Rice has already visited Egypt and Saudi Arabia, where she sought to allay Arab fears of chaos in the region in the event of a US withdrawal from Iraq. Rice held meetings with Israeli leaders, including Olmert and President Shimon Peres. Later on 02 August, She also traveled to the West Bank, to meet Palestinian Authority president and Fatah leader Mahmoud Abbas. It is Rice's first visit since the Hamas movement defeated Fatah to seize control of the Gaza Strip in June. While Israel keeps terrorizing the Palestinians with air-strikes killing civilians, USA accuses Hamas of denying Israel's right to exist, and its victory in Gaza deals a serious blow to Bush's strategic vision of a two-state, Israel and Palestine, living side-by-side in peace.
Busy with “resolving” the crisis in Iraq, the USA has unveiled a project to bring the Gulf States to the rescue of the US-led forces. Saudi Arabia has pledged to explore the possibility of starting diplomatic relations with the Shia-led government in Iraq, a move long sought by the US. World’s memory, according to the US beliefs, is short! As Iraqi leader was caught and put on his own defense, US had declared that Shia community would be brought to power and it was executed before Saddam himself was inhumanly executed.

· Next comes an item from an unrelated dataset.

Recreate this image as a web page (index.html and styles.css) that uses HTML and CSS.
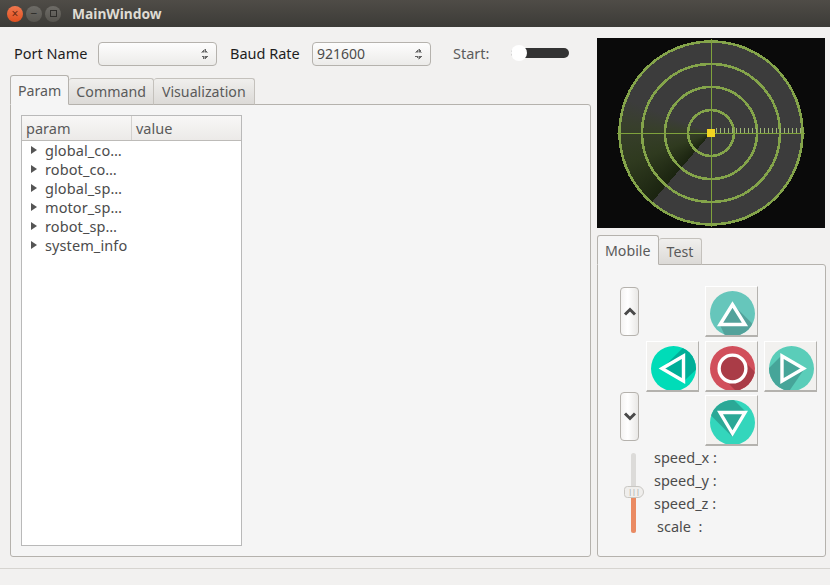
FILE: index.html
```html
<!DOCTYPE html>
<html lang="en">
<head>
    <meta charset="UTF-8">
    <title>MainWindow</title>
    <link rel="stylesheet" href="styles.css">
</head>
<body>
<div id="titlebar">
    <span class="win-btn close">&times;</span>
    <span class="win-btn">&minus;</span>
    <span class="win-btn"><i class="max"></i></span>
    <span class="win-title">MainWindow</span>
</div>
<div id="main">
    <div id="left">
        <div id="toolbar">
            <label class="lbl-port">Port Name</label>
            <div class="combo"><span></span><i class="spin"></i></div>
            <label class="lbl-baud">Baud Rate</label>
            <div class="combo"><span>921600</span><i class="spin"></i></div>
            <label class="lbl-start">Start:</label>
            <div class="switch"><i></i></div>
        </div>
        <ul class="tabs">
            <li class="selected">Param</li>
            <li>Command</li>
            <li>Visualization</li>
        </ul>
        <div class="panel" id="param-panel">
            <div id="tree">
                <div class="tree-head">
                    <span class="col-param">param</span>
                    <span class="col-value">value</span>
                </div>
                <ul class="tree-body">
                    <li>global_co…</li>
                    <li>robot_co…</li>
                    <li>global_sp…</li>
                    <li>motor_sp…</li>
                    <li>robot_sp…</li>
                    <li>system_info</li>
                </ul>
            </div>
        </div>
    </div>
    <div id="right">
        <div id="radar">
            <div class="disc"></div>
            <svg class="scope" width="228" height="190" viewBox="0 0 228 190">
                <g fill="none" stroke="#84a44a" stroke-width="2.600" shape-rendering="crispEdges">
                    <circle cx="114" cy="95" r="23"/>
                    <circle cx="114" cy="95" r="46"/>
                    <circle cx="114" cy="95" r="69"/>
                    <circle cx="114" cy="95" r="91.500"/>
                </g>
                <path d="M114.500 1V189M20 95.500H208" stroke="#7fa23c" stroke-width="1"/>
                <path d="M119.500 90v5m4 -5v5m4 -5v5m4 -5v5m4 -5v5m4 -5v5m4 -5v5m4 -5v5m4 -5v5m4 -5v5m4 -5v5m4 -5v5m4 -5v5m4 -5v5m4 -5v5m4 -5v5m4 -5v5m4 -5v5m4 -5v5m4 -5v5m4 -5v5m4 -5v5" stroke="#9fb676" stroke-width="1"/>
                <rect x="110" y="91" width="8" height="8" fill="#f2d422"/>
            </svg>
        </div>
        <ul class="tabs">
            <li class="selected">Mobile</li>
            <li>Test</li>
        </ul>
        <div class="panel" id="mobile-panel">
            <div id="drive">
                <div class="updown">
                    <button class="step"><svg width="14" height="9" viewBox="0 0 14 9"><path d="M2 7.500L7 2.500l5 5" fill="none" stroke="#4a4a4a" stroke-width="3"/></svg></button>
                    <button class="step"><svg width="14" height="9" viewBox="0 0 14 9"><path d="M2 1.500L7 6.500l5-5" fill="none" stroke="#4a4a4a" stroke-width="3"/></svg></button>
                </div>
                <div class="pad">
                    <button class="pad-btn up">
                        <svg width="45" height="44" viewBox="0 0 45 44">
                            <clipPath id="c1"><circle cx="22.500" cy="22.500" r="22.500"/></clipPath>
                            <circle cx="22.500" cy="22.500" r="22.500" fill="#66c6bb"/>
                            <path clip-path="url(#c1)" d="M22.500 13L56 46V60H22L10 34Z" fill="#53a29b"/>
                            <path d="M22.500 13.500L10 33.500H35Z" fill="#53a29b" stroke="#fff" stroke-width="3.400"/>
                        </svg>
                    </button>
                    <button class="pad-btn left">
                        <svg width="45" height="44" viewBox="0 0 45 44">
                            <clipPath id="c2"><circle cx="22.500" cy="22.500" r="22.500"/></clipPath>
                            <circle cx="22.500" cy="22.500" r="22.500" fill="#00dcb8"/>
                            <path clip-path="url(#c2)" d="M11 22.500L45 -11L62 8L33 35Z" fill="#00ae98"/>
                            <path d="M11 22.500L32.500 10V35Z" fill="#00ae98" stroke="#fff" stroke-width="3.400"/>
                        </svg>
                    </button>
                    <button class="pad-btn stop">
                        <svg width="45" height="44" viewBox="0 0 45 44">
                            <clipPath id="c3"><circle cx="22.500" cy="22.500" r="22.500"/></clipPath>
                            <circle cx="22.500" cy="22.500" r="22.500" fill="#d14f5b"/>
                            <path clip-path="url(#c3)" d="M32 13L60 41L41 60L13 32Z" fill="#aa3c47"/>
                            <circle cx="22.500" cy="22.500" r="13.400" fill="#aa3c47" stroke="#fff" stroke-width="3.400"/>
                        </svg>
                    </button>
                    <button class="pad-btn right">
                        <svg width="45" height="44" viewBox="0 0 45 44">
                            <clipPath id="c4"><circle cx="22.500" cy="22.500" r="22.500"/></clipPath>
                            <circle cx="22.500" cy="22.500" r="22.500" fill="#5acdb9"/>
                            <path clip-path="url(#c4)" d="M13 9L-14 36L10 60L36 22Z" fill="#46a599"/>
                            <path d="M34.500 22.500L13 10V35Z" fill="#46a599" stroke="#fff" stroke-width="3.400"/>
                        </svg>
                    </button>
                    <button class="pad-btn down">
                        <svg width="45" height="44" viewBox="0 0 45 44">
                            <clipPath id="c5"><circle cx="22.500" cy="22.500" r="22.500"/></clipPath>
                            <circle cx="22.500" cy="22.500" r="22.500" fill="#33d6bc"/>
                            <path clip-path="url(#c5)" d="M36 12L14 -10H-8V6.500L22.500 37Z" fill="#2ba896"/>
                            <path d="M22.500 33.500L10 12.500H35Z" fill="#2ba896" stroke="#fff" stroke-width="3.400"/>
                        </svg>
                    </button>
                </div>
            </div>
            <div id="speed">
                <div class="slider">
                    <div class="groove"></div>
                    <div class="fill"></div>
                    <div class="handle">|||</div>
                </div>
                <ul class="readout">
                    <li>speed_x :</li>
                    <li>speed_y :</li>
                    <li>speed_z :</li>
                    <li class="scale">scale &nbsp;:</li>
                </ul>
            </div>
        </div>
    </div>
</div>
<div id="statusbar"></div>
</body>
</html>
```

FILE: styles.css
```css
*{
    margin: 0;
    padding: 0;
    box-sizing: border-box;
}
ul,ol{
    list-style: none;
}
html,body{
    width: 830px;
    height: 585px;
    overflow: hidden;
}
body{
    display: flex;
    flex-direction: column;
    background-color: #f2f1f0;
    color: #4c4c4c;
    font-family: "Noto Sans", "Open Sans", sans-serif;
    font-size: 14.500px;
}
#titlebar{
    height: 27px;
    flex: none;
    display: flex;
    align-items: center;
    padding-left: 7px;
    gap: 3px;
    background: linear-gradient(#4f4c47, #3c3b37);
}
.win-btn{
    width: 16px;
    height: 16px;
    border-radius: 50%;
    background: linear-gradient(#6e6c67, #57554f);
    color: #2e2d2a;
    font-size: 12px;
    line-height: 15px;
    text-align: center;
    display: flex;
    align-items: center;
    justify-content: center;
}
.win-btn.close{
    background: linear-gradient(#f0784f, #e0501f);
    color: #6b2a12;
}
.win-btn .max{
    width: 7px;
    height: 7px;
    border: 1px solid #2e2d2a;
}
.win-title{
    margin-left: 8px;
    color: #dfdbd2;
    font-weight: bold;
    font-size: 13.800px;
}
#main{
    flex: 1;
    display: flex;
    padding: 11px 4px 11px 10px;
    gap: 6px;
}
#left{
    width: 581px;
    display: flex;
    flex-direction: column;
}
#right{
    width: 229px;
    display: flex;
    flex-direction: column;
}
#toolbar{
    height: 37px;
    padding-top: 4px;
    display: flex;
    align-items: flex-start;
    color: #1e1e1e;
}
#toolbar label{
    line-height: 23px;
}
.lbl-port{
    margin-left: 4px;
    width: 84px;
}
.lbl-baud{
    margin-left: 13px;
    width: 82px;
}
#toolbar .lbl-start{
    margin-left: 22px;
    width: 58px;
    color: #5c5c5c;
}
.combo{
    width: 119px;
    height: 24px;
    border: 1px solid #b5b2ad;
    border-radius: 4px;
    background: linear-gradient(#fdfdfd, #ecebe9);
    display: flex;
    align-items: center;
    justify-content: space-between;
    padding: 0 8px 1px 4px;
    color: #4c4c4c;
    font-size: 14px;
}
.spin{
    width: 7px;
    height: 12px;
    background:
        linear-gradient(135deg, transparent 50%, #666 50%) 0 1px/3.500px 3.500px no-repeat,
        linear-gradient(225deg, transparent 50%, #666 50%) 3.500px 1px/3.500px 3.500px no-repeat,
        linear-gradient(45deg, transparent 50%, #666 50%) 0 8px/3.500px 3.500px no-repeat,
        linear-gradient(315deg, transparent 50%, #666 50%) 3.500px 8px/3.500px 3.500px no-repeat;
}
.switch{
    width: 58px;
    height: 10px;
    margin-top: 6px;
    background-color: #333;
    border-radius: 5px;
    position: relative;
}
.switch i{
    position: absolute;
    left: 0;
    top: -3px;
    width: 16px;
    height: 16px;
    border-radius: 50%;
    background-color: #fff;
}
.tabs{
    display: flex;
    height: 30px;
    align-items: flex-end;
    position: relative;
    z-index: 1;
    margin-bottom: -1px;
    font-size: 14.200px;
}
.tabs li{
    height: 27px;
    line-height: 25px;
    padding: 0 7px;
    border: 1px solid #c4c1bc;
    border-left-width: 0;
    border-bottom: 1px solid #b5b2ad;
    border-radius: 3px 3px 0 0;
    background: linear-gradient(#f0efed, #dcdad7);
    color: #5a5a5a;
}
.tabs li:last-child{
    padding: 0 8px;
}
.tabs .selected{
    height: 30px;
    line-height: 29px;
    border-left-width: 1px;
    border-color: #b5b2ad;
    border-bottom-color: #f5f5f5;
    background: #f5f5f5;
}
.panel{
    flex: 1;
    background-color: #f5f5f5;
    border: 1px solid #b5b2ad;
    border-radius: 0 3px 3px 3px;
}
#param-panel{
    padding: 10px 0 10px 10px;
}
#tree{
    width: 221px;
    height: 100%;
    background-color: #fff;
    border: 1px solid #b9b9b9;
}
.tree-head{
    height: 25px;
    display: flex;
    line-height: 25px;
    background: linear-gradient(#f8f7f6, #eceae8);
    border-bottom: 1px solid #bdbbb8;
    color: #5a5a5a;
}
.col-param{
    width: 110px;
    padding-left: 4px;
    border-right: 1px solid #d3d1ce;
}
.col-value{
    padding-left: 4px;
}
.tree-body li{
    height: 19px;
    line-height: 19px;
    padding-left: 23px;
    position: relative;
    letter-spacing: 0.100px;
}
.tree-body li::before{
    content: "";
    position: absolute;
    left: 9px;
    top: 5px;
    border-left: 6px solid #555;
    border-top: 4px solid transparent;
    border-bottom: 4px solid transparent;
}
#radar{
    width: 228px;
    height: 190px;
    background-color: #0a0a0a;
    display: grid;
    place-items: center;
}
#radar > *{
    grid-area: 1 / 1;
}
.disc{
    width: 184px;
    height: 184px;
    border-radius: 50%;
    background: conic-gradient(#3c3c3c 0 220.500deg, #1b2410 220.500deg, #2f3a1f 250deg, #383f2c 275deg, #3c3c3c 292deg, #3c3c3c 360deg);
}
.scope{
    display: block;
}
#right .tabs{
    margin-top: 3px;
    height: 34px;
}
#mobile-panel{
    padding: 22px 0 0 22px;
}
#drive{
    display: flex;
    gap: 7px;
}
.updown{
    width: 19px;
    height: 155px;
    display: flex;
    flex-direction: column;
    justify-content: space-between;
    padding-bottom: 1px;
}
.step{
    width: 19px;
    height: 49px;
    border: 1px solid #b5b2ad;
    border-radius: 4px;
    background: linear-gradient(90deg, #f4f3f2, #fff 40%, #e9e8e6);
    display: flex;
    align-items: center;
    justify-content: center;
}
.pad{
    display: grid;
    grid-template-columns: 53px 53px 53px;
    grid-template-rows: 55px 54px 51px;
    column-gap: 6px;
    margin-top: -1px;
    grid-template-areas: ". up ." "left stop right" ". down .";
}
.pad-btn{
    height: 51px;
    background-color: #f2f1ef;
    border: 1px solid #fff;
    border-right: 1px solid #b4b2ae;
    border-bottom: 2px solid #b4b2ae;
    padding: 3px 0 0 4px;
    display: block;
    overflow: hidden;
    line-height: 0;
    text-align: left;
}
.pad-btn.up{ grid-area: up; }
.pad-btn.left{ grid-area: left; }
.pad-btn.stop{ grid-area: stop; }
.pad-btn.right{ grid-area: right; }
.pad-btn.down{ grid-area: down; }
#speed{
    display: flex;
    margin-top: 6px;
    margin-left: 4px;
}
.slider{
    width: 22px;
    height: 80px;
    position: relative;
    margin-top: 1px;
}
.groove{
    position: absolute;
    left: 7px;
    top: 0;
    width: 5px;
    height: 80px;
    border-radius: 3px;
    background-color: #dcdbd9;
}
.fill{
    position: absolute;
    left: 7px;
    top: 38px;
    width: 5px;
    height: 42px;
    border-radius: 0 0 3px 3px;
    background-color: #ea8a62;
}
.handle{
    position: absolute;
    left: 0;
    top: 33px;
    width: 20px;
    height: 12px;
    border: 1px solid #c9c7c3;
    border-radius: 4px 7px 7px 4px;
    background-color: #efeeec;
    color: #9a9a9a;
    font-size: 7px;
    line-height: 9px;
    text-align: center;
}
.readout{
    margin-left: 8px;
    margin-top: -6px;
    color: #4c4c4c;
}
.readout li{
    height: 23px;
    line-height: 23px;
}
.readout .scale{
    padding-left: 3px;
}
#statusbar{
    height: 17px;
    flex: none;
    border-top: 1px solid #d6d4d0;
}
```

Saudi Arabia has not had an embassy in Baghdad since the first Gulf War in 1990, despite pressure from the US after its forces led the overthrow of Saddam Hussein in 2003. Sunni Muslim-ruled Saudi Arabia's has criticized the post-Saddam system in Baghdad for reducing Sunni Arab influence and increasing that of regional rival Iran. The Saudi foreign minister told the visiting US secretaries of state and defense he would send an envoy to Iraq. Rice called it an important step and thanked Prince Saud al-Faisal. Prince Saud also said Riyadh supported and would attend a Middle East peace conference proposed by President George W Bush later this year. Saudi Arabia has no diplomatic ties with Israel and correspondents say the conservative kingdom's presence at a peace conference alongside Israel would be a major diplomatic breakthrough.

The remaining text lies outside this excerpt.